Knowing Mastriano’s likely electoral fate in November, Republican insiders scrambled to put together a last-minute plan to focus support for Lou Barletta, the Republican candidate who had for weeks polled in second place behind Mastriano.
It didn’t work. Mastriano got 44 percent of the primary vote, and establishment Republicans got a nightmare: a GOP gubernatorial nominee who couldn’t fundraise, win support from the Republican Governors Association, or pivot to a general election strategy.
Piccola said the debacle “demonstrated how weak the party was” in the face of Mastriano’s Trump-aligned supporters.
At that point, it became clear to establishment-type Republican insiders that there was little the party apparatus could do to help Mastriano cross the finish line. “He couldn’t raise any money, he was too extreme, he was a denier,” Gleason said, attributing his primary win to the “cult following” he had among the far-right flank of the GOP. “He wasn’t gonna win. He ran a non-campaign, so it didn’t even matter what Shapiro did or what the issues were.”
Some say a party endorsement would have fueled anti-establishment candidates to run against the party’s preferred candidates. Still, the movement to hold party leaders accountable for not doing more to select better candidates is growing. The Philadelphia Inquirer reported days after the midterms that some state GOP insiders want to oust Tabas, though The Dispatch could not independently verify those discussions. (Tabas did not respond to The Dispatch’s requests for comment.).

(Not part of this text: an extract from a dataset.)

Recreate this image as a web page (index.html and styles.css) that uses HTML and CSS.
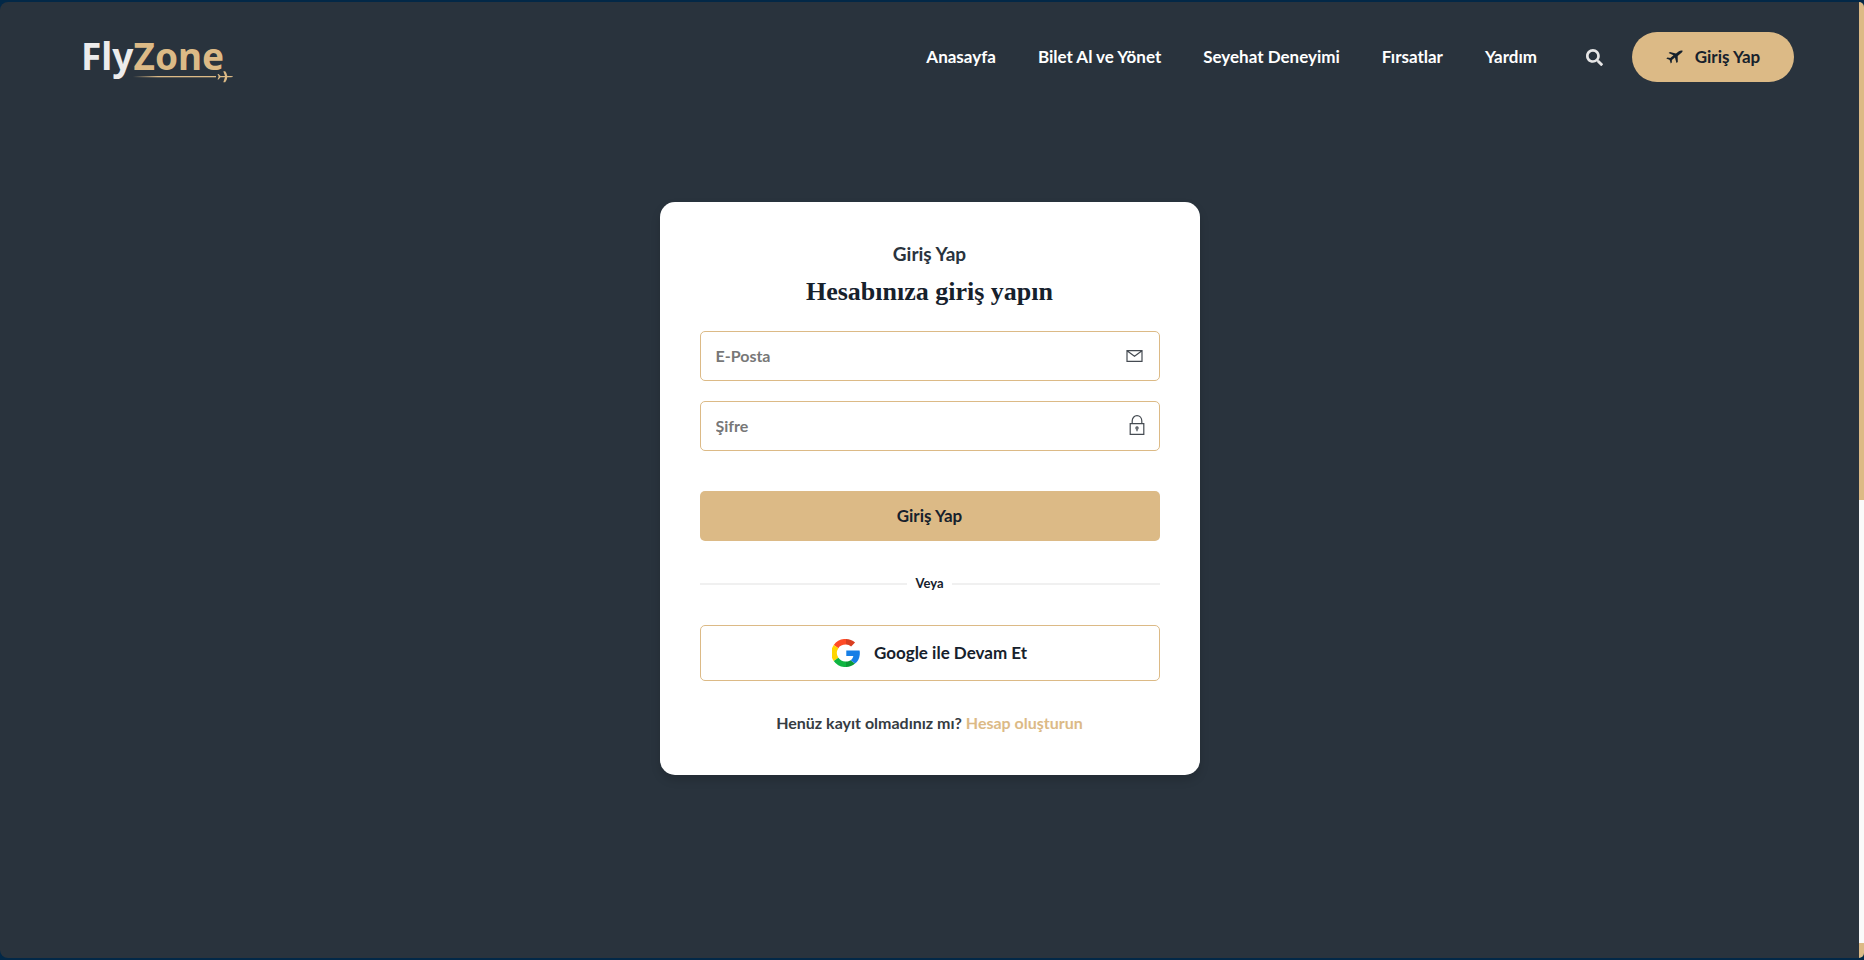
FILE: index.html
```html
<!DOCTYPE html>
<html lang="tr">
<head>
<meta charset="utf-8">
<title>FlyZone</title>
<link rel="stylesheet" href="styles.css">
</head>
<body>
<div class="window">
  <div class="page">
    <header class="header">
      <a class="logo" href="#" aria-label="FlyZone">
        <span class="logo-name"><span class="logo-fly">Fly</span><span class="logo-zone">Zone</span></span>
        <svg class="logo-trail" viewBox="0 0 102 14" aria-hidden="true">
          <defs><linearGradient id="trail"><stop offset="0" stop-color="#dcba86" stop-opacity="0"/><stop offset=".3" stop-color="#dcba86"/></linearGradient></defs>
          <rect x="2" y="6" width="83" height="1.300" fill="url(#trail)"/>
          <path d="M87.500 6.100 86.500 4H87.500L89.500 6.100H94L92.300 1.200H94.200Q96 3.200 96.300 6.100H100q2 .3 2 .6t-2 .6H96.300Q96 10.200 94.200 12.200H92.300L94 7.300H89.500L87.500 9.400H86.500L87.500 7.300z" fill="#dcba86"/>
        </svg>
      </a>
      <nav class="nav">
        <a href="#">Anasayfa</a>
        <a href="#">Bilet Al ve Yönet</a>
        <a href="#">Seyehat Deneyimi</a>
        <a href="#">Fırsatlar</a>
        <a href="#">Yardım</a>
      </nav>
      <button class="search" type="button" aria-label="Ara">
        <svg viewBox="0 0 512 512" width="17" height="17"><path fill="currentColor" d="M505 442.700 405.300 343c-4.500-4.500-10.600-7-17-7H372c27.600-35.300 44-79.700 44-128C416 93.100 322.900 0 208 0S0 93.100 0 208s93.100 208 208 208c48.300 0 92.700-16.400 128-44v16.300c0 6.400 2.500 12.500 7 17l99.700 99.700c9.400 9.400 24.600 9.400 33.900 0l28.300-28.300c9.400-9.400 9.400-24.600.1-34zM208 336c-70.700 0-128-57.200-128-128 0-70.700 57.200-128 128-128 70.700 0 128 57.200 128 128 0 70.700-57.200 128-128 128z"/></svg>
      </button>
      <a class="login-link" href="#">
        <svg viewBox="0 0 17 15" width="17" height="15" aria-hidden="true"><path fill="currentColor" d="M16.600.8c-1-.6-2.800-.1-4 .8L10 3.400 4 2 2.600 3l4.900 2.300L4.300 8 1.500 7.600.3 8.500l3 1.300.6.700.8 3 1.100-.9.100-2.700 3-2.400 1.600 5.600 1.300-1-.1-6.200 2.600-2.100C15.600 2.900 16.800 1.700 16.600.8z"/></svg>
        <span>Giriş Yap</span>
      </a>
    </header>
    <main class="main">
      <form class="card">
        <p class="eyebrow">Giriş Yap</p>
        <h1 class="title">Hesabınıza giriş yapın</h1>
        <label class="field">
          <input type="email" placeholder="E-Posta" aria-label="E-Posta">
          <svg class="mail" viewBox="0 0 17 12" width="17" height="12" aria-hidden="true"><path d="M1 .7h15v10.600H1zM1 .7l7.500 5.600L16 .7"/></svg>
        </label>
        <label class="field">
          <input type="password" placeholder="Şifre" aria-label="Şifre">
          <svg class="lock" viewBox="0 0 16 20" width="16" height="20" aria-hidden="true"><path d="M1.200 8.600h13.600v10.700H1.200zM3.200 8.600V6c0-3 2-5.300 4.800-5.300S12.800 3 12.800 6v2.600"/><circle cx="8" cy="13" r="1.100"/><path d="M8 14.300V16.300"/></svg>
        </label>
        <button class="submit" type="submit">Giriş Yap</button>
        <div class="divider"><span>Veya</span></div>
        <button class="google" type="button">
          <svg viewBox="0 0 48 48" width="28" height="28" aria-hidden="true">
            <path fill="#ff4b26" d="M10.900 15.800 3 10.200A24 24 0 0 1 24 0v9.600c-6 0-11 2.200-13.100 6.200z"/>
            <path fill="#d93f21" d="M24 0c6 0 11.400 2.300 15.500 6l-6.700 6.800A14 14 0 0 0 24 9.600z"/>
            <path fill="#ffd500" d="M3 10.200 10.900 15.800a15 15 0 0 0 0 16.400L3 37.800a25 25 0 0 1 0-27.600z"/>
            <path fill="#0fb541" d="M3 37.800 10.900 32.200A14.500 14.500 0 0 0 24 38.500V48A24 24 0 0 1 3 37.800z"/>
            <path fill="#0b9a36" d="M24 38.500c3 0 5.700-.8 7.900-2.200l7.600 5.900A23 23 0 0 1 24 48z"/>
            <path fill="#167ee6" d="M24.500 19.500h22.800c.5 2.600.6 4.500.3 7.300-.7 6.600-3.500 11.800-8.100 15.400l-7.600-5.900c2.500-1.700 4-4.200 4.700-7.300H24.500z"/>
          </svg>
          <span>Google ile Devam Et</span>
        </button>
        <p class="signup">Henüz kayıt olmadınız mı? <a href="#">Hesap oluşturun</a></p>
      </form>
    </main>
  </div>
  <div class="rail" aria-hidden="true"><span class="thumb"></span><span class="track"></span><span class="end"></span></div>
</div>
</body>
</html>
```
FILE: styles.css
```css
* { box-sizing: border-box; }

body {
  margin: 0;
  background: #022847;
  color: #16212c;
  font-family: Lato, "Noto Sans", sans-serif;
  font-size: 17px;
  line-height: 24px;
}

a { color: inherit; text-decoration: none; }
button, input { font: inherit; color: inherit; }
button { cursor: pointer; }
p, h1 { margin: 0; }

.window {
  display: flex;
  min-height: 100vh;
  border-top: 2px solid #022847;
  border-bottom: 2px solid #022847;
}

.page {
  flex: 1;
  display: flex;
  flex-direction: column;
  background: #29333d;
  border-radius: 8px 0 0 8px;
}

.rail {
  width: 5px;
  display: flex;
  flex-direction: column;
  border-radius: 0 8px 8px 0;
  overflow: hidden;
}
.thumb { flex: 498; background: #dcba86; }
.track { flex: 443; background: #fafafa; }
.end { flex: 15; background: #dcba86; }

.header {
  display: flex;
  align-items: center;
  padding: 28px 65px 0 81px;
}

.logo {
  display: flex;
  flex-direction: column;
  width: 152px;
  margin-right: auto;
  padding-top: 6px;
}
.logo-name {
  font: 700 37px/40px "Noto Sans", sans-serif;
}
.logo-fly { color: #ececec; }
.logo-zone { color: #dcba86; }
.logo-trail {
  align-self: flex-end;
  width: 102px;
  height: 14px;
  margin-top: -6px;
}

.nav {
  display: flex;
  gap: 42px;
  color: #fff;
  font-weight: 700;
}

.search {
  display: flex;
  margin: 0 29px 0 49px;
  padding: 0;
  border: 0;
  background: none;
  color: #e6e6e6;
}

.login-link {
  display: flex;
  align-items: center;
  justify-content: center;
  gap: 12px;
  min-width: 162px;
  height: 50px;
  border-radius: 25px;
  background: #dcba86;
  font-weight: 700;
}

.main {
  display: flex;
  justify-content: center;
  padding: 118px 20px 40px;
}

.card {
  width: 100%;
  max-width: 540px;
  padding: 40px;
  border-radius: 15px;
  background: #fff;
  box-shadow: 0 5px 10px rgba(0, 0, 0, .15);
  text-align: center;
}

.eyebrow {
  color: #29333d;
  font-size: 19px;
  font-weight: 700;
}

.title {
  margin: 8px 0 21px;
  font: 700 26px/36px "Liberation Serif", serif;
}

.field {
  display: flex;
  align-items: center;
  height: 50px;
  margin-bottom: 20px;
  padding: 0 16px 0 15px;
  border: 1px solid #dcba86;
  border-radius: 5px;
  color: #3c444c;
}
.field input {
  flex: 1;
  min-width: 0;
  padding: 0;
  border: 0;
  outline: 0;
  background: none;
  font-size: 16px;
  font-weight: 700;
}
.field input::placeholder { color: #777; opacity: 1; }
.field svg { fill: none; stroke: #454b52; stroke-width: 1.2; }
.field .lock { margin: 0 -2px 2px 0; }

.submit {
  width: 100%;
  height: 50px;
  margin-top: 20px;
  padding: 0;
  border: 0;
  border-radius: 5px;
  background: #dcba86;
  font-weight: 700;
}

.divider {
  display: flex;
  align-items: center;
  gap: 8px;
  margin: 30px 0 29px;
  font-size: 13px;
  font-weight: 700;
  line-height: 25px;
}
.divider::before,
.divider::after {
  content: "";
  flex: 1;
  height: 2px;
  background: #f0f0f0;
}

.google {
  display: flex;
  align-items: center;
  justify-content: center;
  gap: 14px;
  width: 100%;
  height: 56px;
  padding: 0;
  border: 1px solid #dcba86;
  border-radius: 5px;
  background: #fff;
  font-weight: 700;
}

.signup {
  margin-top: 30px;
  color: #363c42;
  font-size: 16px;
  font-weight: 700;
}
.signup a { color: #dcba86; }
```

As state GOP leaders plan their strategy for 2024, some elected officials are keeping the focus on logistical problems, like encouraging Republican voters to cast absentee and mail-in ballots. “We dropped the ball on the mail-in ballots,” said Jackie Kulback, the head of the Cambria County GOP and chair of the Southwest Caucus of Pennsylvania’s Republican State Committee.
But a successful 2024 strategy also requires accountability from those at the top. As one county chair put it: “Whenever statewide you see this bloodbath, somebody needs to be held accountable.”